Q3: How do I handle dynamic content or SPA (Single Page Application) pages?
A: Use explicit waits like waitForSelector
or waitForFunction
to wait for elements or conditions to be met, ensuring scripts interact with content only after it has loaded.
Q4: Is it possible to intercept and mock API calls during automation?
A: Yes, both Puppeteer and Playwright support intercepting network requests, allowing you to mock responses or block resources to test different scenarios.
Q5: How do I debug failing automation scripts?
A: Run the browser in headful mode with headless: false
and use the slowMo
option to slow down actions. Enable verbose logging and use browser developer tools to inspect elements.
Q6: Can I automate browsers other than Chrome?
A: Puppeteer supports Chromium-based browsers only, but Playwright supports Firefox and WebKit as well, making it more versatile for cross-browser testing.

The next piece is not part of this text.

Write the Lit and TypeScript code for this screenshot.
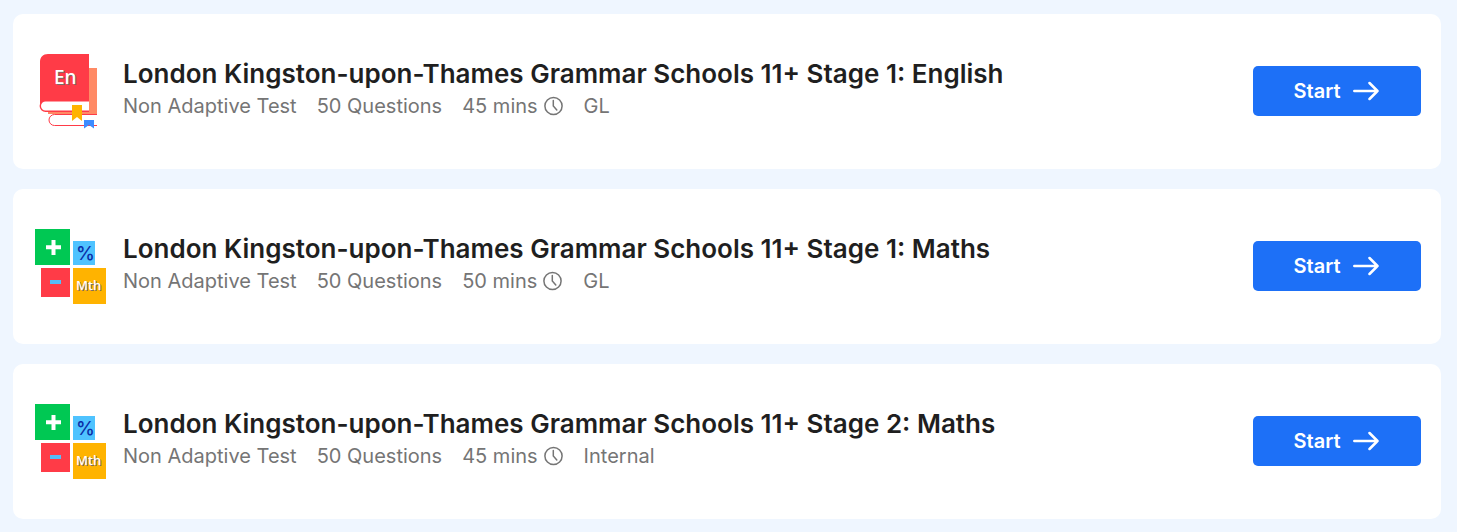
import { LitElement, html, css, svg } from "lit";
import { customElement, property } from "lit/decorators.js";

interface Test {
  subject: "english" | "maths";
  title: string;
  kind: string;
  questions: number;
  minutes: number;
  board: string;
}

const tests: Test[] = [
  { subject: "english", title: "London Kingston-upon-Thames Grammar Schools 11+ Stage 1: English", kind: "Non Adaptive Test", questions: 50, minutes: 45, board: "GL" },
  { subject: "maths", title: "London Kingston-upon-Thames Grammar Schools 11+ Stage 1: Maths", kind: "Non Adaptive Test", questions: 50, minutes: 50, board: "GL" },
  { subject: "maths", title: "London Kingston-upon-Thames Grammar Schools 11+ Stage 2: Maths", kind: "Non Adaptive Test", questions: 50, minutes: 45, board: "Internal" },
];

const englishArt = svg`
  <path d="M54 14h8v46H13v-7h41z" fill="#ff8a65"/>
  <path d="M62 60.500H19.500a5.300 5.300 0 0 0 0 11H62" fill="#fff" stroke="#ff3b47"/>
  <path d="M13 0h41v48H11c-3 0-6 2-6 5V8c0-5 3-8 8-8z" fill="#ff3b47"/>
  <path d="M54 46.800H10.500a5 5 0 0 0 0 10.400H54z" fill="#fff"/>
  <path d="M54 46.800H10.500a5 5 0 0 0 0 10.400H54" fill="none" stroke="#ff3b47" stroke-width="1.400"/>
  <path d="M37 51h10v16l-5-4-5 4z" fill="#ffb300"/>
  <path d="M49 66h10v8.500l-5-3.500-5 3.500z" fill="#3d8bff"/>
  <text class="shade" x="20" y="31" font-size="19">En</text>
  <text class="face" x="19" y="30" font-size="19">En</text>`;

const mathsArt = svg`
  <path d="M0 0h35v36H0z" fill="#00c853"/>
  <path d="M11 18.300h15M18.500 11v15" fill="none" stroke="#fff" stroke-width="4"/>
  <path d="M38 12h22v24H38z" fill="#4fc3ff"/>
  <text class="percent" x="41" y="31" font-size="19">%</text>
  <path d="M6 39h29v29H6z" fill="#ff3b47"/>
  <path d="M15 51h11v4H15z" fill="#56bdf8"/>
  <path d="M38 39h33v36H38z" fill="#ffb300"/>
  <text class="shade" x="42" y="62" font-size="13">Mth</text>
  <text class="face" x="41" y="61" font-size="13">Mth</text>`;

@customElement("test-card")
class TestCard extends LitElement {
  @property({ attribute: false }) test!: Test;

  static styles = css`
    :host { display: block; }
    .card {
      display: flex;
      align-items: center;
      gap: 16px;
      padding: 40px 20px 40px 22px;
      background: #fff;
      border-radius: 10px;
    }
    .art { display: block; flex: none; width: 72px; height: 75px; font-family: "Noto Sans", sans-serif; font-weight: 500; }
    .shade { fill: #7a6a66; }
    .face { fill: #fff; }
    .percent { fill: #0b2fa8; font-family: Inter, sans-serif; font-weight: 500; }
    .info { flex: 1; min-width: 0; padding-bottom: 3px; }
    .title { margin: 0; font-size: 26px; line-height: 32px; font-weight: 600; color: #1f1f1f; }
    .meta {
      display: flex;
      flex-wrap: wrap;
      column-gap: 20px;
      margin: 0;
      padding: 0;
      list-style: none;
      font-size: 20px;
      line-height: 32px;
      color: #757575;
    }
    .time { display: flex; align-items: center; gap: 6px; }
    .clock { width: 20px; height: 20px; }
    .start {
      display: flex;
      flex: none;
      align-items: center;
      justify-content: center;
      gap: 12px;
      width: 168px;
      height: 50px;
      margin-bottom: 2px;
      padding: 0 2px 0 0;
      border: 0;
      border-radius: 5px;
      background: #1d70f7;
      color: #fff;
      font: 600 20px/24px Inter, sans-serif;
      cursor: pointer;
    }
    .arrow { width: 26px; height: 20px; }
  `;

  render() {
    const t = this.test;
    return html`
      <article class="card">
        <svg class="art" viewBox="0 0 72 75" aria-hidden="true">${t.subject === "english" ? englishArt : mathsArt}</svg>
        <div class="info">
          <h2 class="title">${t.title}</h2>
          <ul class="meta">
            <li>${t.kind}</li>
            <li>${t.questions} Questions</li>
            <li class="time">${t.minutes} mins
              <svg class="clock" viewBox="0 0 20 20" fill="none" stroke="currentColor" stroke-width="1.500" stroke-linecap="round" aria-hidden="true">
                <circle cx="9.500" cy="10" r="8.600"/><path d="M9.300 4.500V10l3.500 4"/>
              </svg>
            </li>
            <li>${t.board}</li>
          </ul>
        </div>
        <button class="start" type="button">Start
          <svg class="arrow" viewBox="0 0 26 20" fill="none" stroke="currentColor" stroke-width="2.500" stroke-linecap="round" stroke-linejoin="round" aria-hidden="true">
            <path d="M1.300 10H24.500M16.500 2l8 8-8 8"/>
          </svg>
        </button>
      </article>`;
  }
}

@customElement("app-root")
class AppRoot extends LitElement {
  static styles = css`
    :host {
      display: block;
      box-sizing: border-box;
      min-height: 100vh;
      padding: 14px 16px 13px 13px;
      background: #eff6ff;
      font-family: Inter, sans-serif;
    }
    .list { display: grid; gap: 20px; }
  `;

  render() {
    return html`<main class="list">${tests.map((t) => html`<test-card .test=${t}></test-card>`)}</main>`;
  }
}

Q7: How do I manage cookies and sessions in automation scripts?
A: You can use page.cookies()
to get cookies and page.setCookie()
to set them, allowing you to manage authentication and session state during automation.
Q8: What programming knowledge is recommended before starting?
A: Basic proficiency in JavaScript and familiarity with asynchronous programming (Promises and async/await) is essential. Knowledge of Node.js and web technologies like HTML and CSS selectors is also helpful.
Q9: Are there any alternatives to Puppeteer and Playwright?
A: Yes, alternatives include Selenium WebDriver and Cypress. However, Puppeteer and Playwright offer modern, fast, and developer-friendly APIs, especially for headless browser automation.
Q10: How do I maintain and organize large automation projects?
A: Modularize your code, use configuration files, implement logging and error handling, and consider integrating with test frameworks. Understanding design patterns like the Factory or Singleton pattern (Design Patterns in JavaScript: The Factory Pattern, Design Patterns in JavaScript: The Singleton Pattern) can help structure your codebase effectively.
This comprehensive guide aims to equip you with the skills and knowledge to harness browser automation effectively. Happy automating!